I have in mind several deterministic functions that I'd like to put together, but I'm struggling with the full impllications of doing:

  1. Static class with static methods
  2. Instance of a class that can be injected into consumers

In both cases, the implementation would be the same, and as they are deterministic with no dependencies, I can unit test both without issue.

My main concern, is when it comes to testing consumers of either the static or injected functions. I feel that should I go with the inject-able route, I can much more easily test the consumers, but it means another thing to inject into all consumers. Going the static route, I can just consume them right from any class, but it will be more involved to test specific scenarios, as the consumers will be using literal implementations.

Any thoughts/advice? More information needed?


2 Answers 2


Rather than hard code, please use defaults.

Making every dependency injectable can lead to a mess. Even small classes soon get large constructors. The way out of the mess is sensible default values. The principle is called convention over configuration but it's really just about overrideable defaults.

If you're stuck in a language that doesn't allow named arguments (looking at you Java) you end up having to simulate them using something like the Josh Bloch Builder Pattern.

Once you have named arguments it's easy to use optional arguments because you can choose one of the many arguments to configure and not all of them. If you can do that it's much easier to keep up the habit of writing testable code because using it isn't such a pain.

  • So just to make sure I understand: your recommendation is to use dependency injection, but provide a default concretion that can be overridden should the consumer choose. This will allow for the easier construction of a class (assuming no IOC container is used) as the consumer could simply pass in no parameters, and they would get the class' intended default implementation across the board for all interfaces?
    – Kritner
    Nov 14, 2016 at 12:56
  • @Kritner That's the gist of it. Inversion of Control (IoC) containers can help but aren't required and shouldn't force the class to have any idea they exist.
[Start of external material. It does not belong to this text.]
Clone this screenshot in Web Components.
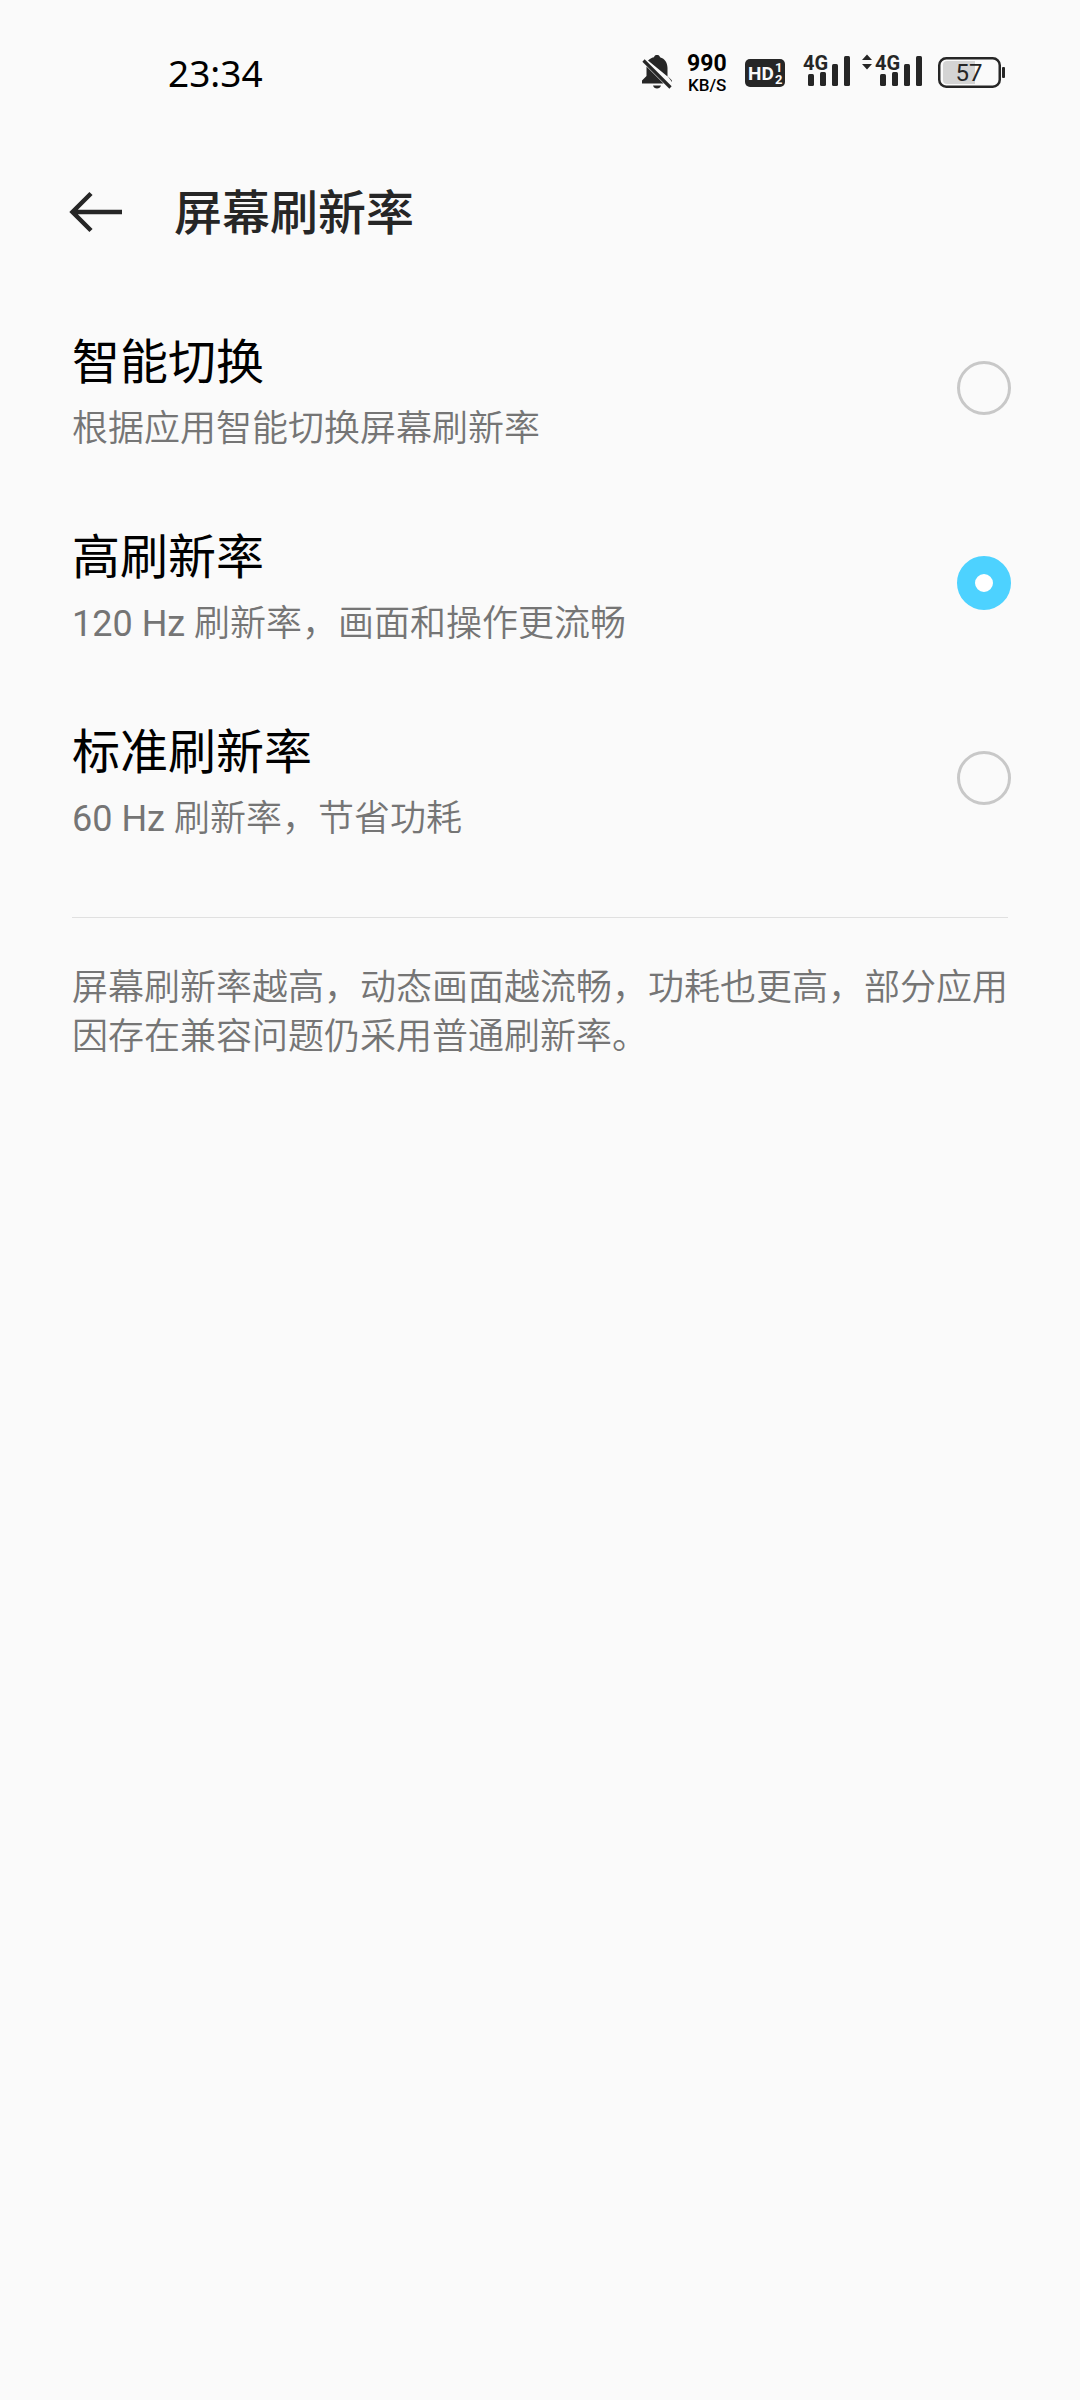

Also, not every field has to have a default but when when a sensible default exists it should be used. Nov 14, 2016 at 13:10

Later when your static class needs to have dependencies to support a new feature, converting it from static to injected singleton could be a nightmare.

I recently had to deal with this situation where there were many existing static classes calling each other and one of them needed to be modified to have a dependency injected. This meant that all the static classes that called it also had to be changed, and the rabbit hole just got deeper and deeper.

I have personally been avoiding static classes wherever possible for many years, and was very frustrated when resolving this issue took more than two weeks of valuable development resource.

I would strongly encourage you to take the injection route and save someone in the future from the nightmare I just experienced.